What you need to do. Copy the material that follows word for word and omit its pictures.

Data block.
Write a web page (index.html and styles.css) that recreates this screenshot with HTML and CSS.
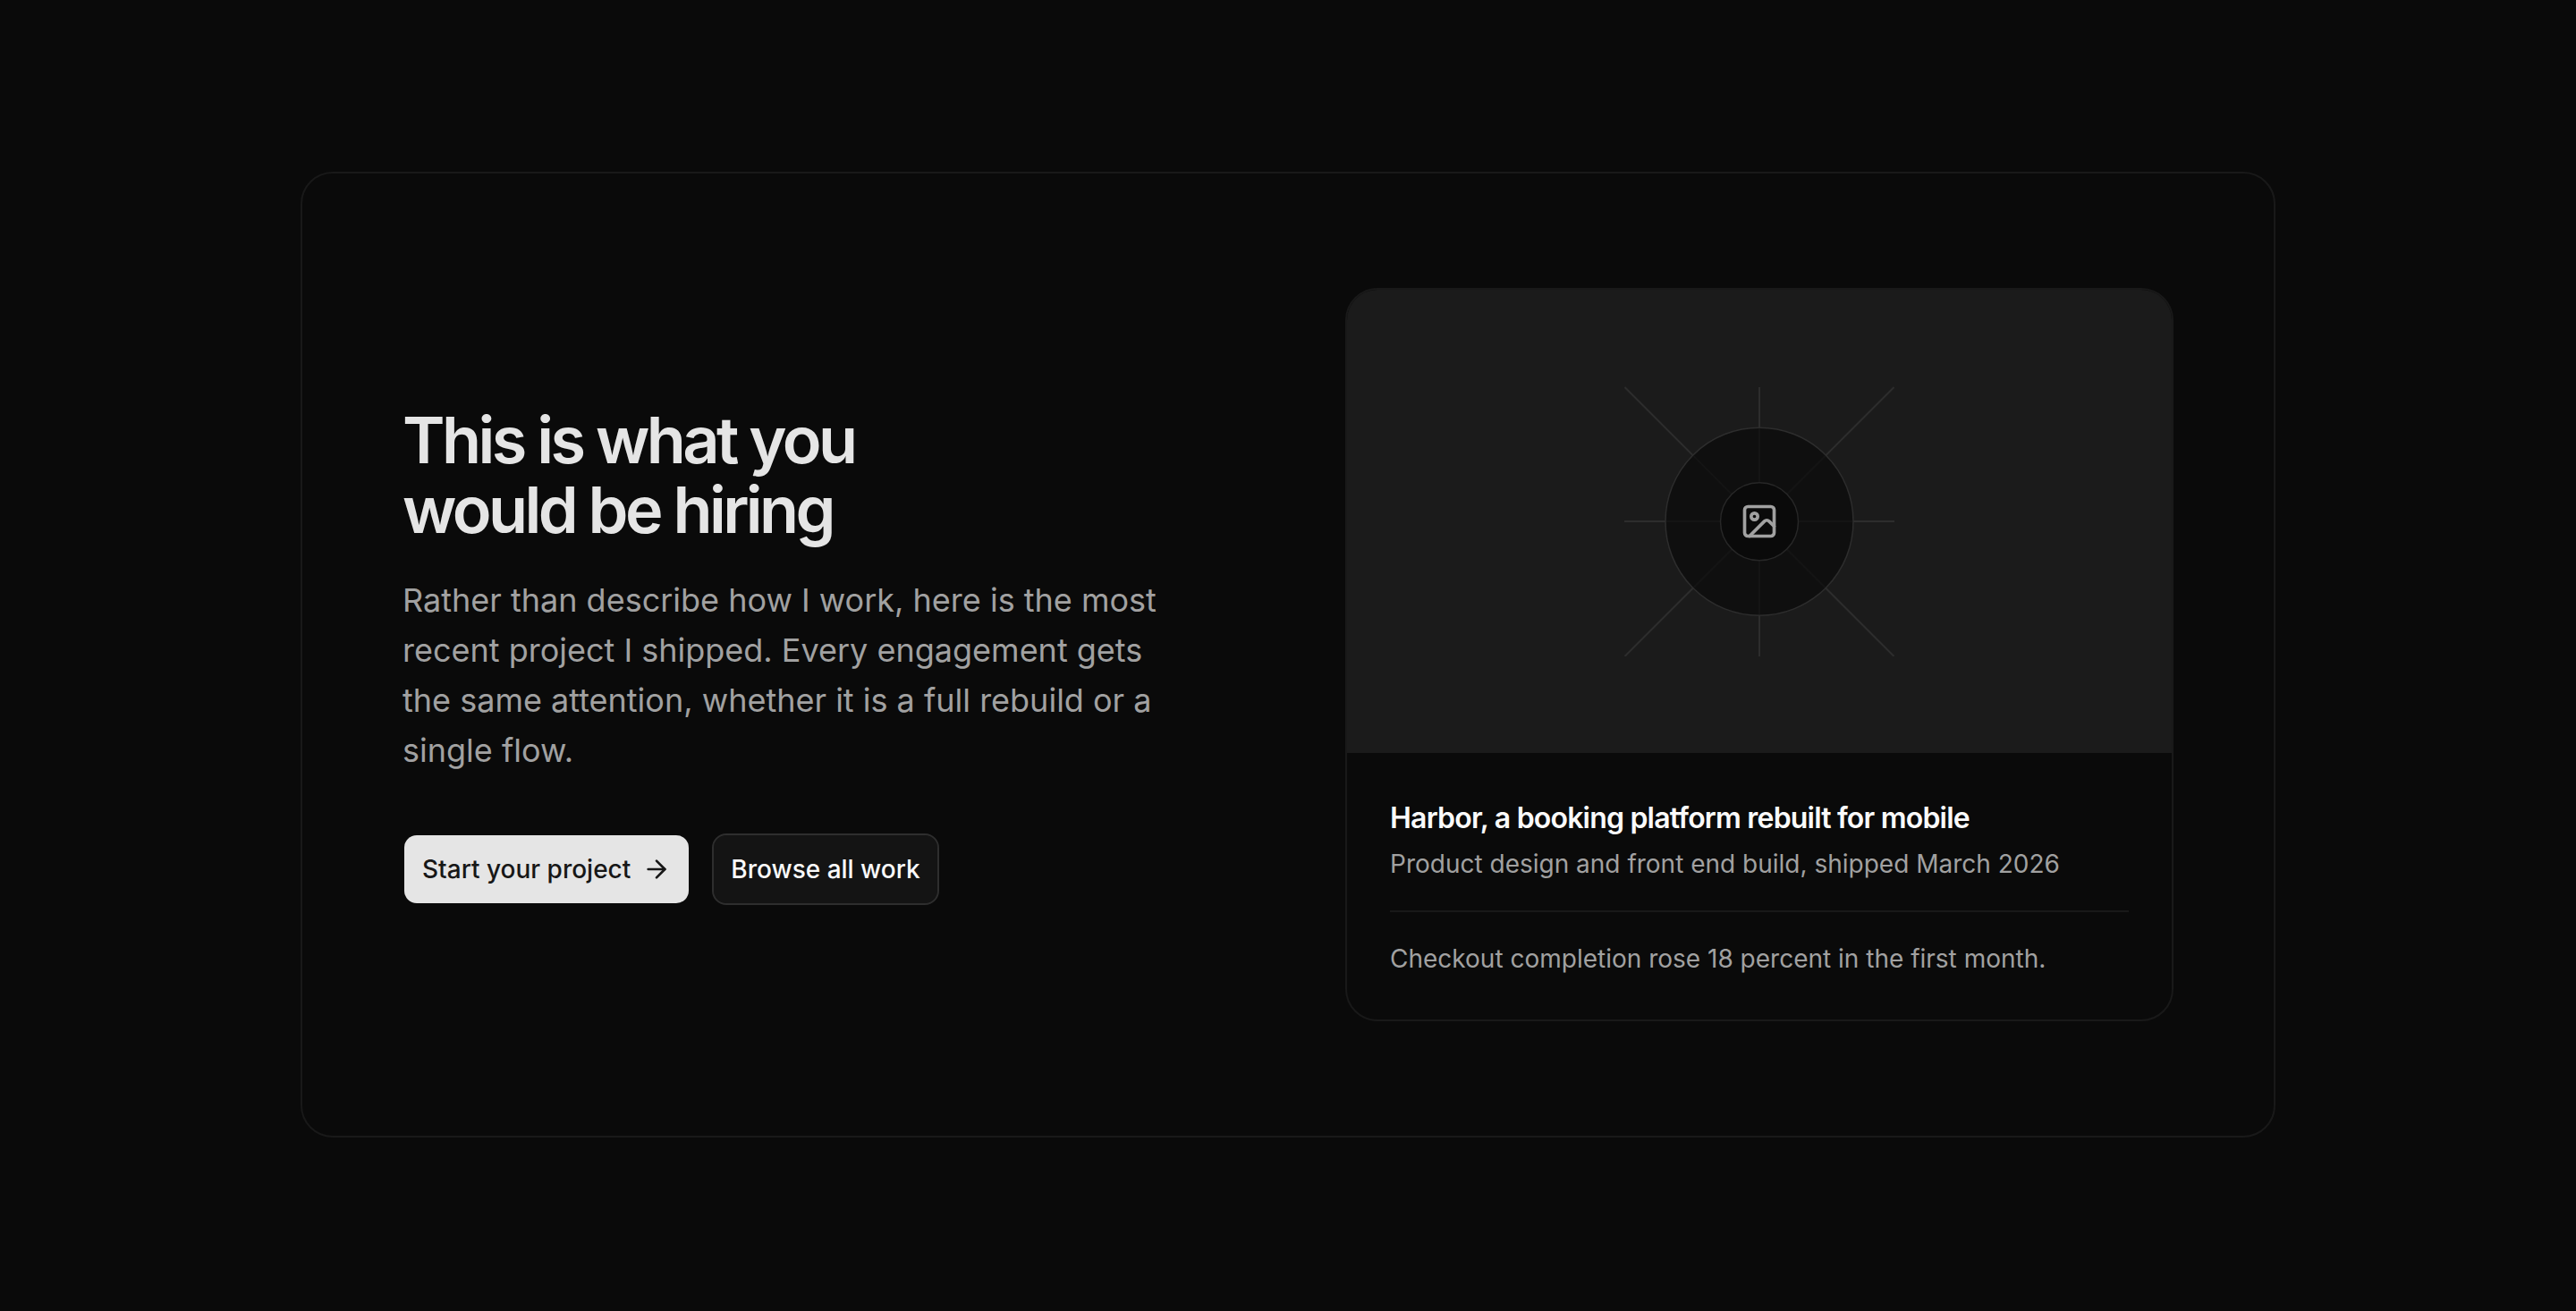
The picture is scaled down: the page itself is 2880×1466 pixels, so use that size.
FILE: index.html
```
<!DOCTYPE html>
<html lang="en">
<head>
  <meta charset="UTF-8" />
  <title>Harbor, featured project</title>
  <meta name="viewport" content="width=device-width, initial-scale=1" />
  <link rel="stylesheet" href="styles.css">
</head>
<body>
  <section class="cta">
    <!-- Intro copy -->
    <div class="intro">
      <h2 class="title">This is what you<br />would be hiring</h2>
      <p class="lead">
        Rather than describe how I work, here is the most recent project I shipped. Every engagement gets the same attention, whether it is a full rebuild or a single flow.
      </p>
      <div class="actions">
        <a class="btn btn-primary" href="#">
          Start your project
          <svg class="arrow" viewBox="0 0 24 24"><path d="M5 12h14" /><path d="m12 5 7 7-7 7" /></svg>
        </a>
        <a class="btn btn-outline" href="#">Browse all work</a>
      </div>
    </div>

    <!-- Project card -->
    <article class="project">
      <div class="media">
        <svg class="placeholder" viewBox="0 0 302 302">
          <g class="rays">
            <path d="M151 1v301M0 151h302M.5 1l301 301M301.5 1L.5 302" />
          </g>
          <circle class="ring" cx="151" cy="151.2" r="105" />
          <circle class="hub" cx="151" cy="151.2" r="43.5" />
          <svg class="picture" x="129" y="129" width="44" height="44" viewBox="0 0 24 24">
            <rect x="3" y="3" width="18" height="18" rx="2" />
            <circle cx="9" cy="9" r="2" />
            <path d="m21 15-3.086-3.086a2 2 0 0 0-2.828 0L6 21" />
          </svg>
        </svg>
      </div>
      <div class="details">
        <h3 class="name">Harbor, a booking platform rebuilt for mobile</h3>
        <p class="meta">Product design and front end build, shipped March 2026</p>
        <p class="result">Checkout completion rose 18 percent in the first month.</p>
      </div>
    </article>
  </section>
</body>
</html>
```

FILE: styles.css
```
* {
  box-sizing: border-box;
}
body {
  margin: 0;
  padding-top: 192px;
  background: #0a0a0a;
  color: #fafafa;
  font-family: Inter, 'Liberation Sans', sans-serif;
}
h2, h3, p {
  margin: 0;
}
.cta {
  display: grid;
  grid-template-columns: 1fr 1fr;
  align-items: center;
  gap: 128px;
  width: 2208px;
  margin: 0 auto;
  padding: 128px 112px;
  border: 2px solid #191919;
  border-radius: 36px;
}
.title {
  padding-top: 1px;
  color: #e5e5e5;
  font-size: 72px;
  font-weight: 600;
  line-height: 78px;
  letter-spacing: -0.05em;
}
.lead {
  max-width: 864px;
  margin-top: 34px;
  color: #a1a1a1;
  font-size: 36px;
  line-height: 56px;
}
.actions {
  display: flex;
  gap: 24px;
  margin-top: 65px;
}
.btn {
  display: flex;
  align-items: center;
  gap: 13px;
  height: 80px;
  padding: 0 20px;
  border: 2px solid transparent;
  border-radius: 16px;
  background-clip: padding-box;
  font-size: 28px;
  font-weight: 500;
  text-decoration: none;
  white-space: nowrap;
}
.btn-primary {
  background-color: #e5e5e5;
  color: #171717;
}
.btn-outline {
  padding: 0 19px;
  background-color: #141414;
  border-color: #2e2e2e;
  color: #fafafa;
}
.arrow {
  width: 32px;
  height: 32px;
  fill: none;
  stroke: currentColor;
  stroke-width: 2;
  stroke-linecap: round;
  stroke-linejoin: round;
}
.project {
  overflow: hidden;
  border: 2px solid #191919;
  border-radius: 36px;
}
.media {
  display: flex;
  align-items: center;
  justify-content: center;
  height: 518px;
  background: #1b1b1b;
}
.placeholder {
  width: 302px;
  height: 302px;
}
.rays {
  fill: none;
  stroke: #2d2d2d;
  stroke-width: 2;
}
.ring {
  fill: rgba(10, 10, 10, 0.7);
  stroke: #2d2d2d;
  stroke-width: 1.5;
}
.hub {
  fill: #0a0a0a;
  stroke: #272727;
  stroke-width: 1.5;
}
.picture {
  fill: none;
  stroke: #a1a1a1;
  stroke-width: 2;
  stroke-linecap: round;
  stroke-linejoin: round;
}
.details {
  padding: 49px 48px 48px;
}
.name {
  font-size: 32px;
  font-weight: 600;
  line-height: 48px;
  letter-spacing: -0.025em;
}
.meta {
  margin-top: 7px;
  color: #a1a1a1;
  font-size: 28px;
  line-height: 40px;
}
.result {
  margin-top: 32px;
  padding-top: 32px;
  border-top: 2px solid #191919;
  color: #a1a1a1;
  font-size: 28px;
  line-height: 40px;
}
```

Answer for the task.
Write a web page (index.html and styles.css) that recreates this screenshot with HTML and CSS.
The picture is scaled down: the page itself is 2880×1466 pixels, so use that size.
FILE: index.html
```
<!DOCTYPE html>
<html lang="en">
<head>
  <meta charset="UTF-8" />
  <title>Harbor, featured project</title>
  <meta name="viewport" content="width=device-width, initial-scale=1" />
  <link rel="stylesheet" href="styles.css">
</head>
<body>
  <section class="cta">
    <!-- Intro copy -->
    <div class="intro">
      <h2 class="title">This is what you<br />would be hiring</h2>
      <p class="lead">
        Rather than describe how I work, here is the most recent project I shipped. Every engagement gets the same attention, whether it is a full rebuild or a single flow.
      </p>
      <div class="actions">
        <a class="btn btn-primary" href="#">
          Start your project
          <svg class="arrow" viewBox="0 0 24 24"><path d="M5 12h14" /><path d="m12 5 7 7-7 7" /></svg>
        </a>
        <a class="btn btn-outline" href="#">Browse all work</a>
      </div>
    </div>

    <!-- Project card -->
    <article class="project">
      <div class="media">
        <svg class="placeholder" viewBox="0 0 302 302">
          <g class="rays">
            <path d="M151 1v301M0 151h302M.5 1l301 301M301.5 1L.5 302" />
          </g>
          <circle class="ring" cx="151" cy="151.2" r="105" />
          <circle class="hub" cx="151" cy="151.2" r="43.5" />
          <svg class="picture" x="129" y="129" width="44" height="44" viewBox="0 0 24 24">
            <rect x="3" y="3" width="18" height="18" rx="2" />
            <circle cx="9" cy="9" r="2" />
            <path d="m21 15-3.086-3.086a2 2 0 0 0-2.828 0L6 21" />
          </svg>
        </svg>
      </div>
      <div class="details">
        <h3 class="name">Harbor, a booking platform rebuilt for mobile</h3>
        <p class="meta">Product design and front end build, shipped March 2026</p>
        <p class="result">Checkout completion rose 18 percent in the first month.</p>
      </div>
    </article>
  </section>
</body>
</html>
```

FILE: styles.css
```
* {
  box-sizing: border-box;
}
body {
  margin: 0;
  padding-top: 192px;
  background: #0a0a0a;
  color: #fafafa;
  font-family: Inter, 'Liberation Sans', sans-serif;
}
h2, h3, p {
  margin: 0;
}
.cta {
  display: grid;
  grid-template-columns: 1fr 1fr;
  align-items: center;
  gap: 128px;
  width: 2208px;
  margin: 0 auto;
  padding: 128px 112px;
  border: 2px solid #191919;
  border-radius: 36px;
}
.title {
  padding-top: 1px;
  color: #e5e5e5;
  font-size: 72px;
  font-weight: 600;
  line-height: 78px;
  letter-spacing: -0.05em;
}
.lead {
  max-width: 864px;
  margin-top: 34px;
  color: #a1a1a1;
  font-size: 36px;
  line-height: 56px;
}
.actions {
  display: flex;
  gap: 24px;
  margin-top: 65px;
}
.btn {
  display: flex;
  align-items: center;
  gap: 13px;
  height: 80px;
  padding: 0 20px;
  border: 2px solid transparent;
  border-radius: 16px;
  background-clip: padding-box;
  font-size: 28px;
  font-weight: 500;
  text-decoration: none;
  white-space: nowrap;
}
.btn-primary {
  background-color: #e5e5e5;
  color: #171717;
}
.btn-outline {
  padding: 0 19px;
  background-color: #141414;
  border-color: #2e2e2e;
  color: #fafafa;
}
.arrow {
  width: 32px;
  height: 32px;
  fill: none;
  stroke: currentColor;
  stroke-width: 2;
  stroke-linecap: round;
  stroke-linejoin: round;
}
.project {
  overflow: hidden;
  border: 2px solid #191919;
  border-radius: 36px;
}
.media {
  display: flex;
  align-items: center;
  justify-content: center;
  height: 518px;
  background: #1b1b1b;
}
.placeholder {
  width: 302px;
  height: 302px;
}
.rays {
  fill: none;
  stroke: #2d2d2d;
  stroke-width: 2;
}
.ring {
  fill: rgba(10, 10, 10, 0.7);
  stroke: #2d2d2d;
  stroke-width: 1.5;
}
.hub {
  fill: #0a0a0a;
  stroke: #272727;
  stroke-width: 1.5;
}
.picture {
  fill: none;
  stroke: #a1a1a1;
  stroke-width: 2;
  stroke-linecap: round;
  stroke-linejoin: round;
}
.details {
  padding: 49px 48px 48px;
}
.name {
  font-size: 32px;
  font-weight: 600;
  line-height: 48px;
  letter-spacing: -0.025em;
}
.meta {
  margin-top: 7px;
  color: #a1a1a1;
  font-size: 28px;
  line-height: 40px;
}
.result {
  margin-top: 32px;
  padding-top: 32px;
  border-top: 2px solid #191919;
  color: #a1a1a1;
  font-size: 28px;
  line-height: 40px;
}
```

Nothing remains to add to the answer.